##### Data segment

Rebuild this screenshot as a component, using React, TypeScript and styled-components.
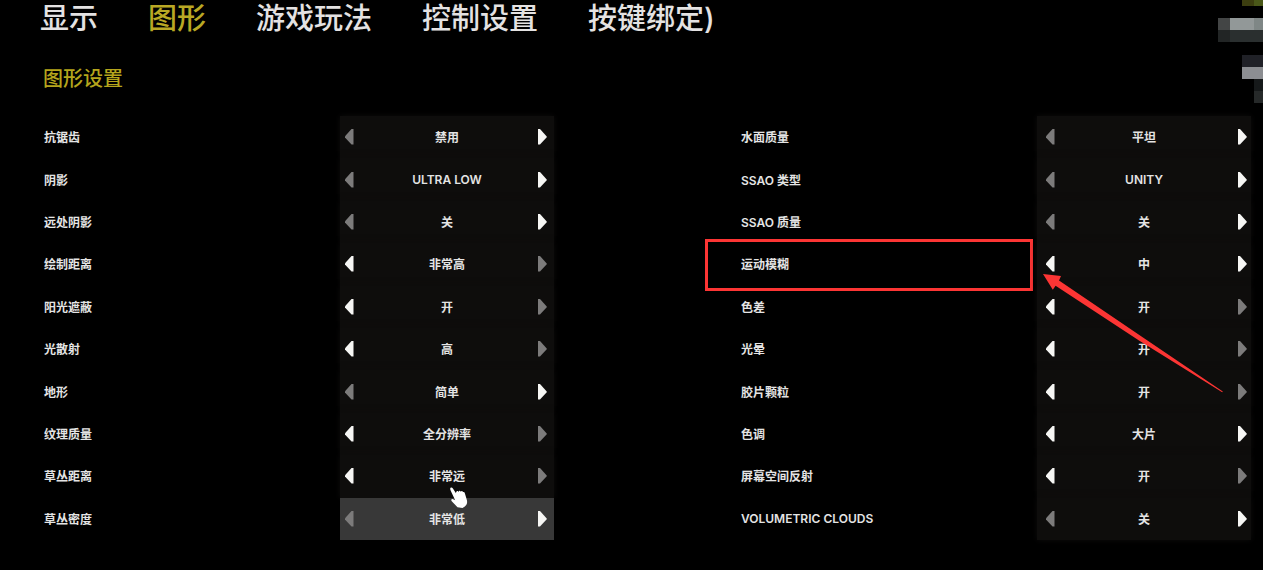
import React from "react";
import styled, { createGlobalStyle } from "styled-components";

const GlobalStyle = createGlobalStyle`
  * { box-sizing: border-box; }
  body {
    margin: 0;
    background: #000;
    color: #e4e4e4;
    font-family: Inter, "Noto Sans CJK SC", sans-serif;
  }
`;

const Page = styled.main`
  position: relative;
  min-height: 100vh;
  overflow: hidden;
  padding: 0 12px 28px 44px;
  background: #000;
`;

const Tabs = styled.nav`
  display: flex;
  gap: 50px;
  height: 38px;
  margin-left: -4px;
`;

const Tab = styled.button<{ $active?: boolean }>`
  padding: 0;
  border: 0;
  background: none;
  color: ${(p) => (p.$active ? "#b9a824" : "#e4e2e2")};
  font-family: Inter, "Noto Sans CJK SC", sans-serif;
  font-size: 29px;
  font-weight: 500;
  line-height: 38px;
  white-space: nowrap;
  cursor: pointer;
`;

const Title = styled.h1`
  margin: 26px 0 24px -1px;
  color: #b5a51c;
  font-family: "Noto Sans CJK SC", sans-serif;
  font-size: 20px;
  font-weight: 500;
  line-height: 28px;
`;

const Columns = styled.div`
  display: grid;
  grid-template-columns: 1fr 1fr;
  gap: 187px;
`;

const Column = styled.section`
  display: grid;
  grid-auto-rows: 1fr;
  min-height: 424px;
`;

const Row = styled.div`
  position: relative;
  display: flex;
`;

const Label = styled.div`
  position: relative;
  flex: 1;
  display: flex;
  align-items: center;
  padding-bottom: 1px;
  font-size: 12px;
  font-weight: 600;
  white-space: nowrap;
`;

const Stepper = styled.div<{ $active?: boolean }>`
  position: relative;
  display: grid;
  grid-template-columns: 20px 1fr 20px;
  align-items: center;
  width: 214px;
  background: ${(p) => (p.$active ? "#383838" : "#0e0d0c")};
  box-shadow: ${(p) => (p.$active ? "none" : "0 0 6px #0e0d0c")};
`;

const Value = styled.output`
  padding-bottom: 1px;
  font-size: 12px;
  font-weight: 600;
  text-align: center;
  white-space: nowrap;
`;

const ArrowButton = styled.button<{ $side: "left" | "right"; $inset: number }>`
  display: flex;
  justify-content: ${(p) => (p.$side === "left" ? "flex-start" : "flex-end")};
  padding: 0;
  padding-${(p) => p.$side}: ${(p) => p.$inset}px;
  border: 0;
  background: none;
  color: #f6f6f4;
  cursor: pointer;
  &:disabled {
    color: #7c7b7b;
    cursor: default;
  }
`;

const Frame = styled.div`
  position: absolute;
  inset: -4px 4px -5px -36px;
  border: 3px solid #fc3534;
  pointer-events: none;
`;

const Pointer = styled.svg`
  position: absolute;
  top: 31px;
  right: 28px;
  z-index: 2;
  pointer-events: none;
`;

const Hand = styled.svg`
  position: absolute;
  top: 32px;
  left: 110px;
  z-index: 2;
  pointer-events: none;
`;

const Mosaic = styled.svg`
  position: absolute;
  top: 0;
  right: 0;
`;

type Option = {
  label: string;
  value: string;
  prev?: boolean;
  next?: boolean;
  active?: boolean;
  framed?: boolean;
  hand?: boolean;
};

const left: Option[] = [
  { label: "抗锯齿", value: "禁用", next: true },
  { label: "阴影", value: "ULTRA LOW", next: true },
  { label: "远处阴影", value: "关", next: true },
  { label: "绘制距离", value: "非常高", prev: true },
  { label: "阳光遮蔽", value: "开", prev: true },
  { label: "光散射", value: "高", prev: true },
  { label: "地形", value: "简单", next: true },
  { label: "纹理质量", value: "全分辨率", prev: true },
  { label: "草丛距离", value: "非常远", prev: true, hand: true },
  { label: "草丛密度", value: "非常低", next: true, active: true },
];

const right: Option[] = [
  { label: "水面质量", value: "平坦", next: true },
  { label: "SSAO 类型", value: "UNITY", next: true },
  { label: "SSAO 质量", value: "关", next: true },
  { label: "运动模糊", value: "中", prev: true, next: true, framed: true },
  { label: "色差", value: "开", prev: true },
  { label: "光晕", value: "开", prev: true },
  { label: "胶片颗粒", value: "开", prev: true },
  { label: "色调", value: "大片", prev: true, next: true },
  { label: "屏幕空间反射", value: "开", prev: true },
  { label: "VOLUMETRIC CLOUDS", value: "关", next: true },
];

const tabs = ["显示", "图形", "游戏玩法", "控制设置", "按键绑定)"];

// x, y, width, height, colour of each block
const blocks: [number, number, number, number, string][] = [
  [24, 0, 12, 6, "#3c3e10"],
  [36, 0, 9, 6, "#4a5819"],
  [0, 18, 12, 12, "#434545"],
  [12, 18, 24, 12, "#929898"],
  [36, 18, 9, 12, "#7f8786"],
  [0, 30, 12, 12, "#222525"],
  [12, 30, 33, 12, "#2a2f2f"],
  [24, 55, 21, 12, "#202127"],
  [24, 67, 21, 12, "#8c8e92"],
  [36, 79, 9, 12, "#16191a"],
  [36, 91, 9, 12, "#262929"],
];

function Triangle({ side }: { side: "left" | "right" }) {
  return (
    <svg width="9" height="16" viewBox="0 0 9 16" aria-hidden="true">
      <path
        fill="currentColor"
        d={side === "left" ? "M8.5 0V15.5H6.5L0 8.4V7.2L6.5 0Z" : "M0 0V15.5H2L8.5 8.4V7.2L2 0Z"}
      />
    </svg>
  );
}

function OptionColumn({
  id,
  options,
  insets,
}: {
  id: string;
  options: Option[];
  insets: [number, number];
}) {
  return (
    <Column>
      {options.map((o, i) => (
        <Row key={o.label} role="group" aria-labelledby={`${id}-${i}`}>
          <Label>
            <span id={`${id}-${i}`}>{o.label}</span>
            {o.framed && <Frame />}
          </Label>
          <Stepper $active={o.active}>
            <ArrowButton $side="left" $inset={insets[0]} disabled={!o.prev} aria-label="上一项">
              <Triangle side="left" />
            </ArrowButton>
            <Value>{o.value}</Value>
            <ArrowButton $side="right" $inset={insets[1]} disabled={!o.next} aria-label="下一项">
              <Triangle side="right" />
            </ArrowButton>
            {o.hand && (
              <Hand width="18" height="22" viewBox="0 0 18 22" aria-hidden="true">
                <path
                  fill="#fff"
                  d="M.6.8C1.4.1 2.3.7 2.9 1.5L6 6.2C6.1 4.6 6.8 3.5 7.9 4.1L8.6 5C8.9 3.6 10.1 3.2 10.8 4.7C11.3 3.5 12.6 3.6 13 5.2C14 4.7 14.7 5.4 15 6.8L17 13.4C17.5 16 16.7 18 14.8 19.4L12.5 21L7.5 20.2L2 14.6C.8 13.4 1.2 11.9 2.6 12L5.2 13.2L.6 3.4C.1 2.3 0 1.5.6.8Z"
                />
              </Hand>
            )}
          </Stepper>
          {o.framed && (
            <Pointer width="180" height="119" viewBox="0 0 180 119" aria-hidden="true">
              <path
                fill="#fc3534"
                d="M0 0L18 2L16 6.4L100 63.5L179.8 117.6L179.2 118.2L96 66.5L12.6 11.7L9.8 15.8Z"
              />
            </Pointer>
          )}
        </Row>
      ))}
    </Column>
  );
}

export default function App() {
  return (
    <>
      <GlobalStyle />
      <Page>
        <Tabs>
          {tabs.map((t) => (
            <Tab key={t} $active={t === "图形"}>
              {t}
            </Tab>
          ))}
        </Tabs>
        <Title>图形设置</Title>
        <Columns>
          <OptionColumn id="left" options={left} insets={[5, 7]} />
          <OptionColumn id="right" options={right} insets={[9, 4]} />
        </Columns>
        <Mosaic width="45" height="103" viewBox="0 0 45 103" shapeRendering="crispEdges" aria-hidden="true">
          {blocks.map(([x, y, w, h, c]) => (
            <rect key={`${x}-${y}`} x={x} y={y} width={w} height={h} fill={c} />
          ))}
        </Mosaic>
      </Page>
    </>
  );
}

##########

- **Exercise directions**
Gather and copy every line of the data in which the string "components" is found.

- **Response to the task**
Rebuild this screenshot as a component, using React, TypeScript and styled-components.
import styled, { createGlobalStyle } from "styled-components";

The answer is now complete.